Installing DataFusion Comet

Make sure the following requirements are met and software installed on your machine.

Supported Platforms

  • Linux

  • Apple OSX (Intel and Apple Silicon)

Requirements

  • Apache Spark 3.3, or 3.4

  • JDK 8 and up

  • GLIBC 2.17 (Centos 7) and up

Using a Published Release

There are no public releases available yet, so it is necessary to build from source as described in the next section.

Building From Source

Clone the repository:

git clone https://github.com/apache/datafusion-comet.git

Build Comet for a specific Spark version:

cd datafusion-comet
make release PROFILES="-Pspark-3.4"

Note that the project builds for Scala 2.12 by default but can be built for Scala 2.13 using an additional profile:

make release PROFILES="-Pspark-3.4 -Pscala-2.13"

To build Comet from the source distribution on an isolated environment without an access to github.com it is necessary to disable git-commit-id-maven-plugin, otherwise you will face errors that there is no access to the git during the build process. In that case you may use:

make release-nogit PROFILES="-Pspark-3.4"

Run Spark Shell with Comet enabled

Make sure SPARK_HOME points to the same Spark version as Comet was built for.

export COMET_JAR=spark/target/comet-spark-spark3.4_2.12-0.1.0-SNAPSHOT.jar

$SPARK_HOME/bin/spark-shell \
    --jars $COMET_JAR \
    --conf spark.driver.extraClassPath=$COMET_JAR \
    --conf spark.executor.extraClassPath=$COMET_JAR \
    --conf spark.sql.extensions=org.apache.comet.CometSparkSessionExtensions \
    --conf spark.comet.enabled=true \
    --conf spark.comet.exec.enabled=true \
    --conf spark.comet.exec.all.enabled=true \
    --conf spark.comet.explainFallback.enabled=true

Verify Comet enabled for Spark SQL query

Create a test Parquet source

scala> (0 until 10).toDF("a").write.mode("overwrite").parquet("/tmp/test")

Query the data from the test source and check:

  • INFO message shows the native Comet library has been initialized.

  • The query plan reflects Comet operators being used for this query instead of Spark ones

scala> spark.read.parquet("/tmp/test").createOrReplaceTempView("t1")
scala> spark.sql("select * from t1 where a > 5").explain
INFO src/lib.rs: Comet native library initialized
== Physical Plan ==
        *(1) ColumnarToRow
        +- CometFilter [a#14], (isnotnull(a#14) AND (a#14 > 5))
          +- CometScan parquet [a#14] Batched: true, DataFilters: [isnotnull(a#14), (a#14 > 5)],
             Format: CometParquet, Location: InMemoryFileIndex(1 paths)[file:/tmp/test], PartitionFilters: [],
             PushedFilters: [IsNotNull(a), GreaterThan(a,5)], ReadSchema: struct<a:int>

With the configuration spark.comet.explainFallback.enabled=true, Comet will log any reasons that prevent a plan from being executed natively.

scala> Seq(1,2,3,4).toDF("a").write.parquet("/tmp/test.parquet")
WARN CometSparkSessionExtensions$CometExecRule: Comet cannot execute some parts of this plan natively because:
  - LocalTableScan is not supported
  - WriteFiles is not supported
  - Execute InsertIntoHadoopFsRelationCommand is not supported

Enable Comet shuffle

Comet shuffle feature is disabled by default.
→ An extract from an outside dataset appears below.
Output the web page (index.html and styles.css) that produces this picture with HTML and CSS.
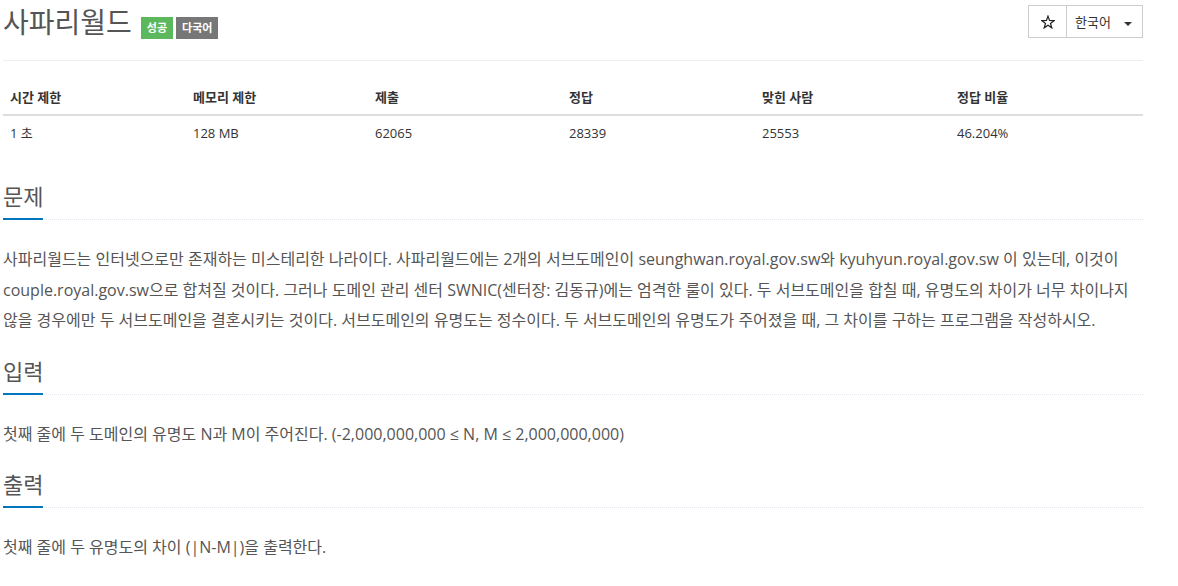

To enable it, please add related configs:

--conf spark.shuffle.manager=org.apache.spark.sql.comet.execution.shuffle.CometShuffleManager
--conf spark.comet.exec.shuffle.enabled=true

Above configs enable Comet native shuffle which only supports hash partition and single partition. Comet native shuffle doesn’t support complex types yet.

Comet doesn’t have official release yet so currently the only way to test it is to build jar and include it in your Spark application. Depending on your deployment mode you may also need to set the driver & executor class path(s) to explicitly contain Comet otherwise Spark may use a different class-loader for the Comet components than its internal components which will then fail at runtime. For example:

--driver-class-path spark/target/comet-spark-spark3.4_2.12-0.1.0-SNAPSHOT.jar

Some cluster managers may require additional configuration, see https://spark.apache.org/docs/latest/cluster-overview.html

To enable columnar shuffle which supports all partitioning and basic complex types, one more config is required:

--conf spark.comet.columnar.shuffle.enabled=true